Another indicator of SoFi Technologies’ legitimacy is its third-quarter deposit growth. As you may recall, many banks experienced deposit outflows earlier this year. There were even modern versions of bank runs as customers of some banks lined up at ATMs to withdraw their funds.
Fast-forward to Q3 of 2023, and SoFi Technologies disclosed total deposit growth of $2.9 billion. Impressively, SoFi’s total deposits increased 23% quarter over quarter, reaching $15.7 billion.
SoFi Technologies thrives as student loan repayments resume
In addition, SoFi Technologies is already benefiting from the resumption of required federal student loan repayments. In particular, SoFi’s third-quarter student loan volume increased 133% sequentially and 101% year over year to over $919 million.
This occurred “as borrowers prepared to resume student loan payments in October,” according to SoFi Technologies’ quarterly press release. This result might be a surprise to people who didn’t expect SoFi to benefit from student loan repayments until October.
As customers look to the company to help them refinance their federal student loans, it is slowly but surely gaining trust and brand-name recognition. This is how a smaller bank can become a bigger bank, as SoFi is capturing a following of younger customers in the Millennial and Generation Z cohorts.

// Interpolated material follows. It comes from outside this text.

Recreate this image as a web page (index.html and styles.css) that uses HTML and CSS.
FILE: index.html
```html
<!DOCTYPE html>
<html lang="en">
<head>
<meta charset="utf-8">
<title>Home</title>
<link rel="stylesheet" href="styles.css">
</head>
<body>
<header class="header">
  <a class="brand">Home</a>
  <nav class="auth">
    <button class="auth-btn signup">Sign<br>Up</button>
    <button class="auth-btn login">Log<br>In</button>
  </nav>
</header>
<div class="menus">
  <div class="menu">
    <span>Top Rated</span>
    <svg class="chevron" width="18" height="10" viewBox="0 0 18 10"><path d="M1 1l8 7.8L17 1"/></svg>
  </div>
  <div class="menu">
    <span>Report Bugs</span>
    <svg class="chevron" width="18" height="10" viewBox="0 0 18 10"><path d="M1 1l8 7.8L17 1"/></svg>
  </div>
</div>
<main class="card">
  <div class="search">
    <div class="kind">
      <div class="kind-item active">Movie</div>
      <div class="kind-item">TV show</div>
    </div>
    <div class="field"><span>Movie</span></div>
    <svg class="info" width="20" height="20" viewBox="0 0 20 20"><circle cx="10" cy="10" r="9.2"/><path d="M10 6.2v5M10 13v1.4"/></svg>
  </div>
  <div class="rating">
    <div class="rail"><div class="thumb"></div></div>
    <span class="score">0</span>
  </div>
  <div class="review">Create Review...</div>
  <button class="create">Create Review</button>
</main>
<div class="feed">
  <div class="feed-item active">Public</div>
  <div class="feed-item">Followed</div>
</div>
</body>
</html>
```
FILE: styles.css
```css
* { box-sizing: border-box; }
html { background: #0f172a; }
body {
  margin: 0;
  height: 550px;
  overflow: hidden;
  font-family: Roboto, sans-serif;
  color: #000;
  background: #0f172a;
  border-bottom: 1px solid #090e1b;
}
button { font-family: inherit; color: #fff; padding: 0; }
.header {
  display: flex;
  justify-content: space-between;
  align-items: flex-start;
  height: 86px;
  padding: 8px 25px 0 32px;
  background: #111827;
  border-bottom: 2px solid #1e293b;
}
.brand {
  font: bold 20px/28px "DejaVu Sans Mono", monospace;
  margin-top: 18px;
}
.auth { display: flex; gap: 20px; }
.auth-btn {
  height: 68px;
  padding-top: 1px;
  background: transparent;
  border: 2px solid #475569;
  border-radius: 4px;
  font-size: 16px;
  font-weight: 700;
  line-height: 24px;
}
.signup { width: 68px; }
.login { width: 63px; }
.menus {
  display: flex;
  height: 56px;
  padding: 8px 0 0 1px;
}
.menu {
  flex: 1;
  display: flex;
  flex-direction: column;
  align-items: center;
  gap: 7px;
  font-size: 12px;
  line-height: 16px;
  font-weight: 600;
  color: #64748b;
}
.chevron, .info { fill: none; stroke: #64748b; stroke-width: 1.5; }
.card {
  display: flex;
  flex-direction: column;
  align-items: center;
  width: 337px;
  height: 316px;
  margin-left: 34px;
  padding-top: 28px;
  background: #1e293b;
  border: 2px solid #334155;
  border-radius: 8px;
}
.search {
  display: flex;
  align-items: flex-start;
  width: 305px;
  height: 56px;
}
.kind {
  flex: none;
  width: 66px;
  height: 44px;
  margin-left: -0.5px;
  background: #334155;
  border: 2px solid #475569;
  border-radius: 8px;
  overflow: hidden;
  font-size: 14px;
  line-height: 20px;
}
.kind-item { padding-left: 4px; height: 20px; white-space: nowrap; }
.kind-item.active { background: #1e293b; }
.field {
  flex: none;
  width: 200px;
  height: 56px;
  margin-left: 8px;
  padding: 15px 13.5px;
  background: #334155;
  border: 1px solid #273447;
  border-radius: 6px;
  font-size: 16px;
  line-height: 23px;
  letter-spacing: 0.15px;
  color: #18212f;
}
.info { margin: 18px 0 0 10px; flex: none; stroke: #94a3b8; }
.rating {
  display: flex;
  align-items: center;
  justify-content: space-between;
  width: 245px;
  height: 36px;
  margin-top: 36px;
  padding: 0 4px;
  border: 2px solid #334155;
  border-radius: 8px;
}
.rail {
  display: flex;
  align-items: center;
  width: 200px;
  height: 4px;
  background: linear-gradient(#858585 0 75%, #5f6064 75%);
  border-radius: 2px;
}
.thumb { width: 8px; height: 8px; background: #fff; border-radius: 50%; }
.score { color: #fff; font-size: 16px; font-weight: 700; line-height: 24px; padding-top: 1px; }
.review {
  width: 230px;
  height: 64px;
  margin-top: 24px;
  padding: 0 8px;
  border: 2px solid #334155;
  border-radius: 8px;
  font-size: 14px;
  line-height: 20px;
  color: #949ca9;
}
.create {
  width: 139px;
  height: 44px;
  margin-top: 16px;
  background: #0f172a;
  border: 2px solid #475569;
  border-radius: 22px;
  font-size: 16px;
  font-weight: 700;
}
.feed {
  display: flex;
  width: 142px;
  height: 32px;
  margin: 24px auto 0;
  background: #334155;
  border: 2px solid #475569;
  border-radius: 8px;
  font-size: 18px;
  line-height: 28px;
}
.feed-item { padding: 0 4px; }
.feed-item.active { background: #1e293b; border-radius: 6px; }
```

It will be a while before SoFi Technologies releases its fourth-quarter financial data. Yet, it’s easy to imagine that the resumption of student loan repayments will have a highly positive impact on SoFi’s top- and bottom-line results.
Thus, it’s baffling and frustrating that SoFi Technologies stock didn’t zoom higher on Oct. 30. Still, enterprising investors can take advantage of the market’s reluctance and indifference — and consider holding a few SoFi shares for the long haul.